THE TASK:
Could every line of the data be printed exactly as it reads?

DATASET EXCERPT:

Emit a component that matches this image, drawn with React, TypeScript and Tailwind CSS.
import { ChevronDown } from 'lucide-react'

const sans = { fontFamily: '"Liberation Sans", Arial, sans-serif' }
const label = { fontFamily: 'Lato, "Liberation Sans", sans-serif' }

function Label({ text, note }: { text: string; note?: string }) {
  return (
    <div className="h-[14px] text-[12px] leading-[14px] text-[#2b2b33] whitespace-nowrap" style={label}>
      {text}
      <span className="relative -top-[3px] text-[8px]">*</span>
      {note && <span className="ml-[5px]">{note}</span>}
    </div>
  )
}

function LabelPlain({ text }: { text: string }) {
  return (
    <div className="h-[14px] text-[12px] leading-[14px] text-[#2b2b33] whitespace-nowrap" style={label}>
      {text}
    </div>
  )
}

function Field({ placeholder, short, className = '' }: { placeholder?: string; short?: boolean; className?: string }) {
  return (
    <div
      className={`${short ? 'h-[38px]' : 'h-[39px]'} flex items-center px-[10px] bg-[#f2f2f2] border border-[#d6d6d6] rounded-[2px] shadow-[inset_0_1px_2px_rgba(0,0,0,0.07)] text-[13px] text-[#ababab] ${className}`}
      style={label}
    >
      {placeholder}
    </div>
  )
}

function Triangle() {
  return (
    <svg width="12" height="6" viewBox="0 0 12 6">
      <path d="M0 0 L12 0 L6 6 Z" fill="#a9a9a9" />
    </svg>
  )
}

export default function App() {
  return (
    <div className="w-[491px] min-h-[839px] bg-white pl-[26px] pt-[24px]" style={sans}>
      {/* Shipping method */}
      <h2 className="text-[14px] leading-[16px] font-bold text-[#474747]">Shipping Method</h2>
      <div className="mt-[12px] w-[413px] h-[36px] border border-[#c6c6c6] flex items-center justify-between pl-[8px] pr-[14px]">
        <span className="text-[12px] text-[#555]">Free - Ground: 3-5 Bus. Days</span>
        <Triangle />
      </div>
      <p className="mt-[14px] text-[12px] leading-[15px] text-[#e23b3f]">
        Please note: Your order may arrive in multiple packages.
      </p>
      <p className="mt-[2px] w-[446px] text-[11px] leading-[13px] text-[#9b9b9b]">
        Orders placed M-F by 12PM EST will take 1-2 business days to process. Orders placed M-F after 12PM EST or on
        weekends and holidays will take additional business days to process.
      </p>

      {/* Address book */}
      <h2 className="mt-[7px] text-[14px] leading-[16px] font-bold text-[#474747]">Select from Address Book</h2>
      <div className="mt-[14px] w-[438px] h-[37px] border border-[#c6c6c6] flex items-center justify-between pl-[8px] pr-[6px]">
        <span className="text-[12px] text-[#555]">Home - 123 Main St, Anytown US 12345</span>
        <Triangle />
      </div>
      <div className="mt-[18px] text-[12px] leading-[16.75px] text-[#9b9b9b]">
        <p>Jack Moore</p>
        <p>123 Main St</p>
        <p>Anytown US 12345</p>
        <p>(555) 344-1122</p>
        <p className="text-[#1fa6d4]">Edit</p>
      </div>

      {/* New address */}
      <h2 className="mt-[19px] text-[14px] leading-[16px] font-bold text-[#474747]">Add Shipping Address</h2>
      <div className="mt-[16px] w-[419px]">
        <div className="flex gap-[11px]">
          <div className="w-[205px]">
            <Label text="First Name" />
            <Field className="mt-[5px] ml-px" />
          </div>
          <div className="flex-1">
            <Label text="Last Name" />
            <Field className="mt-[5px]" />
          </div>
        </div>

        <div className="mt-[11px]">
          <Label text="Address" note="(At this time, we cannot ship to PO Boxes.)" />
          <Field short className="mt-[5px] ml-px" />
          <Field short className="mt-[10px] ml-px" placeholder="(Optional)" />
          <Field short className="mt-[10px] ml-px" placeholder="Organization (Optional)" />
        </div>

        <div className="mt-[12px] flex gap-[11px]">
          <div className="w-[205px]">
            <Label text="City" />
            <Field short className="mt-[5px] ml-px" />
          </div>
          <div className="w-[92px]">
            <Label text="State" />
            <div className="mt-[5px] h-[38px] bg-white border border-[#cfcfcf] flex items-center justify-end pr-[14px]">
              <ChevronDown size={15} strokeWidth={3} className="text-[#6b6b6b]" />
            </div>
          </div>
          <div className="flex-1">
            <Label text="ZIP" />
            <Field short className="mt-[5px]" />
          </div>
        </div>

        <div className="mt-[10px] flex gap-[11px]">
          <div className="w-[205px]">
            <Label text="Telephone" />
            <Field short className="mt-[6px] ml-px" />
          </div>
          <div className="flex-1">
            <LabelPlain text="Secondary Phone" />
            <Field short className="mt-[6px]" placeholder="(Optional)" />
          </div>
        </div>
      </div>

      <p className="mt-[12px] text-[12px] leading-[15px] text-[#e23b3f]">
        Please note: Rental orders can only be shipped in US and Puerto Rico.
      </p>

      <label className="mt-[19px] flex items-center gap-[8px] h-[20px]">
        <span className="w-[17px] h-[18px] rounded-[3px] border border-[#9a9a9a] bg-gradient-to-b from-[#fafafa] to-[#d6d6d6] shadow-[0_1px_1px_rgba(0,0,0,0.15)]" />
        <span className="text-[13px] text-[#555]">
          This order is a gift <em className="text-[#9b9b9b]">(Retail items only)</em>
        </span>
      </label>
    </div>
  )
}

OUTPUT FOR THIS TASK:
Emit a component that matches this image, drawn with React, TypeScript and Tailwind CSS.
import { ChevronDown } from 'lucide-react'

const sans = { fontFamily: '"Liberation Sans", Arial, sans-serif' }
const label = { fontFamily: 'Lato, "Liberation Sans", sans-serif' }

function Label({ text, note }: { text: string; note?: string }) {
  return (
    <div className="h-[14px] text-[12px] leading-[14px] text-[#2b2b33] whitespace-nowrap" style={label}>
      {text}
      <span className="relative -top-[3px] text-[8px]">*</span>
      {note && <span className="ml-[5px]">{note}</span>}
    </div>
  )
}

function LabelPlain({ text }: { text: string }) {
  return (
    <div className="h-[14px] text-[12px] leading-[14px] text-[#2b2b33] whitespace-nowrap" style={label}>
      {text}
    </div>
  )
}

function Field({ placeholder, short, className = '' }: { placeholder?: string; short?: boolean; className?: string }) {
  return (
    <div
      className={`${short ? 'h-[38px]' : 'h-[39px]'} flex items-center px-[10px] bg-[#f2f2f2] border border-[#d6d6d6] rounded-[2px] shadow-[inset_0_1px_2px_rgba(0,0,0,0.07)] text-[13px] text-[#ababab] ${className}`}
      style={label}
    >
      {placeholder}
    </div>
  )
}

function Triangle() {
  return (
    <svg width="12" height="6" viewBox="0 0 12 6">
      <path d="M0 0 L12 0 L6 6 Z" fill="#a9a9a9" />
    </svg>
  )
}

export default function App() {
  return (
    <div className="w-[491px] min-h-[839px] bg-white pl-[26px] pt-[24px]" style={sans}>
      {/* Shipping method */}
      <h2 className="text-[14px] leading-[16px] font-bold text-[#474747]">Shipping Method</h2>
      <div className="mt-[12px] w-[413px] h-[36px] border border-[#c6c6c6] flex items-center justify-between pl-[8px] pr-[14px]">
        <span className="text-[12px] text-[#555]">Free - Ground: 3-5 Bus. Days</span>
        <Triangle />
      </div>
      <p className="mt-[14px] text-[12px] leading-[15px] text-[#e23b3f]">
        Please note: Your order may arrive in multiple packages.
      </p>
      <p className="mt-[2px] w-[446px] text-[11px] leading-[13px] text-[#9b9b9b]">
        Orders placed M-F by 12PM EST will take 1-2 business days to process. Orders placed M-F after 12PM EST or on
        weekends and holidays will take additional business days to process.
      </p>

      {/* Address book */}
      <h2 className="mt-[7px] text-[14px] leading-[16px] font-bold text-[#474747]">Select from Address Book</h2>
      <div className="mt-[14px] w-[438px] h-[37px] border border-[#c6c6c6] flex items-center justify-between pl-[8px] pr-[6px]">
        <span className="text-[12px] text-[#555]">Home - 123 Main St, Anytown US 12345</span>
        <Triangle />
      </div>
      <div className="mt-[18px] text-[12px] leading-[16.75px] text-[#9b9b9b]">
        <p>Jack Moore</p>
        <p>123 Main St</p>
        <p>Anytown US 12345</p>
        <p>(555) 344-1122</p>
        <p className="text-[#1fa6d4]">Edit</p>
      </div>

      {/* New address */}
      <h2 className="mt-[19px] text-[14px] leading-[16px] font-bold text-[#474747]">Add Shipping Address</h2>
      <div className="mt-[16px] w-[419px]">
        <div className="flex gap-[11px]">
          <div className="w-[205px]">
            <Label text="First Name" />
            <Field className="mt-[5px] ml-px" />
          </div>
          <div className="flex-1">
            <Label text="Last Name" />
            <Field className="mt-[5px]" />
          </div>
        </div>

        <div className="mt-[11px]">
          <Label text="Address" note="(At this time, we cannot ship to PO Boxes.)" />
          <Field short className="mt-[5px] ml-px" />
          <Field short className="mt-[10px] ml-px" placeholder="(Optional)" />
          <Field short className="mt-[10px] ml-px" placeholder="Organization (Optional)" />
        </div>

        <div className="mt-[12px] flex gap-[11px]">
          <div className="w-[205px]">
            <Label text="City" />
            <Field short className="mt-[5px] ml-px" />
          </div>
          <div className="w-[92px]">
            <Label text="State" />
            <div className="mt-[5px] h-[38px] bg-white border border-[#cfcfcf] flex items-center justify-end pr-[14px]">
              <ChevronDown size={15} strokeWidth={3} className="text-[#6b6b6b]" />
            </div>
          </div>
          <div className="flex-1">
            <Label text="ZIP" />
            <Field short className="mt-[5px]" />
          </div>
        </div>

        <div className="mt-[10px] flex gap-[11px]">
          <div className="w-[205px]">
            <Label text="Telephone" />
            <Field short className="mt-[6px] ml-px" />
          </div>
          <div className="flex-1">
            <LabelPlain text="Secondary Phone" />
            <Field short className="mt-[6px]" placeholder="(Optional)" />
          </div>
        </div>
      </div>

      <p className="mt-[12px] text-[12px] leading-[15px] text-[#e23b3f]">
        Please note: Rental orders can only be shipped in US and Puerto Rico.
      </p>

      <label className="mt-[19px] flex items-center gap-[8px] h-[20px]">
        <span className="w-[17px] h-[18px] rounded-[3px] border border-[#9a9a9a] bg-gradient-to-b from-[#fafafa] to-[#d6d6d6] shadow-[0_1px_1px_rgba(0,0,0,0.15)]" />
        <span className="text-[13px] text-[#555]">
          This order is a gift <em className="text-[#9b9b9b]">(Retail items only)</em>
        </span>
      </label>
    </div>
  )
}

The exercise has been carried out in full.